The study found that more than one-in-four American workers feel they have too little time to do their job, with the complaint being most common among white-collar workers. Work-life balance was also found to be a major issue, with workers saying the intensity of work frequently spills over into their personal lives.

Half of respondents claimed to continue working through their allotted free times, just to meet work demands.

Researchers also found that only 54 percent of employees work regular schedules, with one in three workers say they have no control over their schedule at all. Despite the growth in flexible working arrangements like telecommuting, 78% of workers say they are required to always be present at their workplace during regular business hours.

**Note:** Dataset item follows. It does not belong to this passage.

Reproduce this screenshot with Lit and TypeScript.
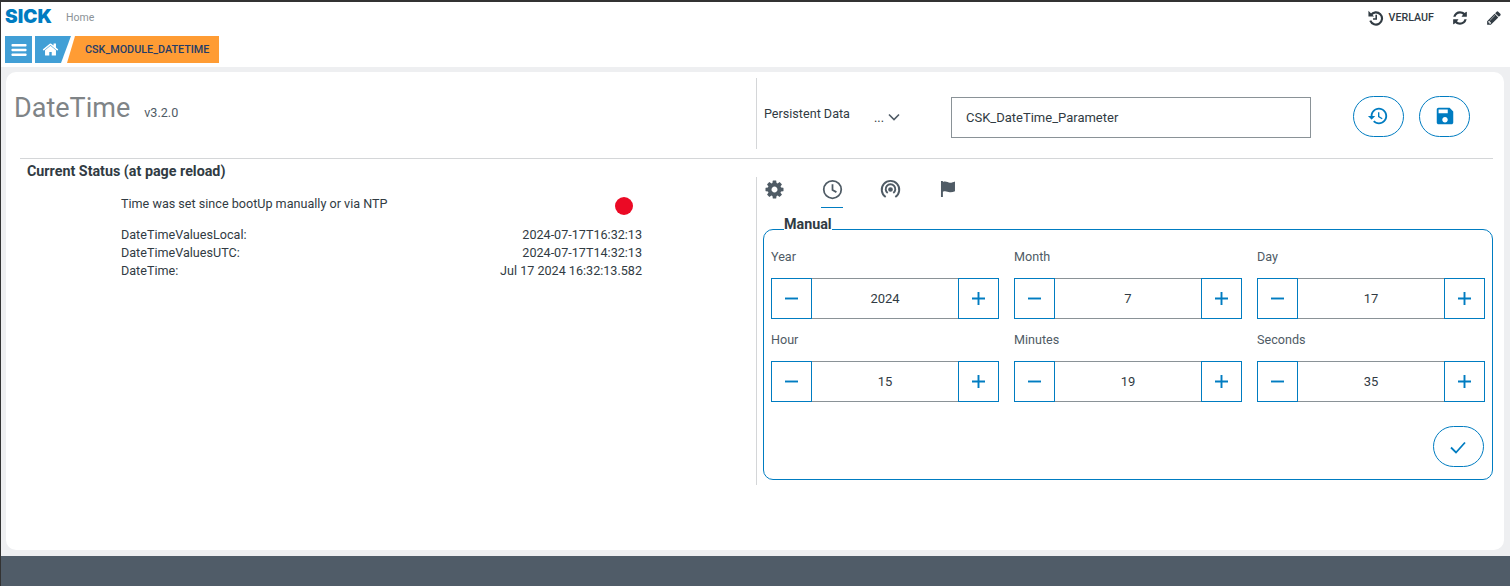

Most alarmingly, over 50% of Americans report unpleasant and potentially hazardous working conditions. The report found that younger and prime-aged women are the workers most likely to experience unwanted sexual attention, while younger men are more likely to experience verbal abuse.
Other highlights from the report include:

  • The workplace is an important source of professional and social support, with more than one half of American workers describing their boss as supportive and that they have very good friends at work.
  • Only 38 percent of workers say their job offers good prospects for advancement. All workers – regardless of education – become less optimistic about career advancement as they become older.
  • The survey also confirms that retirement is often a fluid concept. Many older workers say they have previously retired before rejoining the workforce, and many people aged 50 and older who are not employed say they would consider rejoining the workforce if conditions were right.
  • Nearly two-thirds of workers experience some degree of mismatch between their desired and actual working conditions, with the number rising to nearly three-quarters when job benefits are taken into account. Nearly half of workers report working more than their preferred number of hours per week, while some 20 percent report working fewer than their preferred number of hours.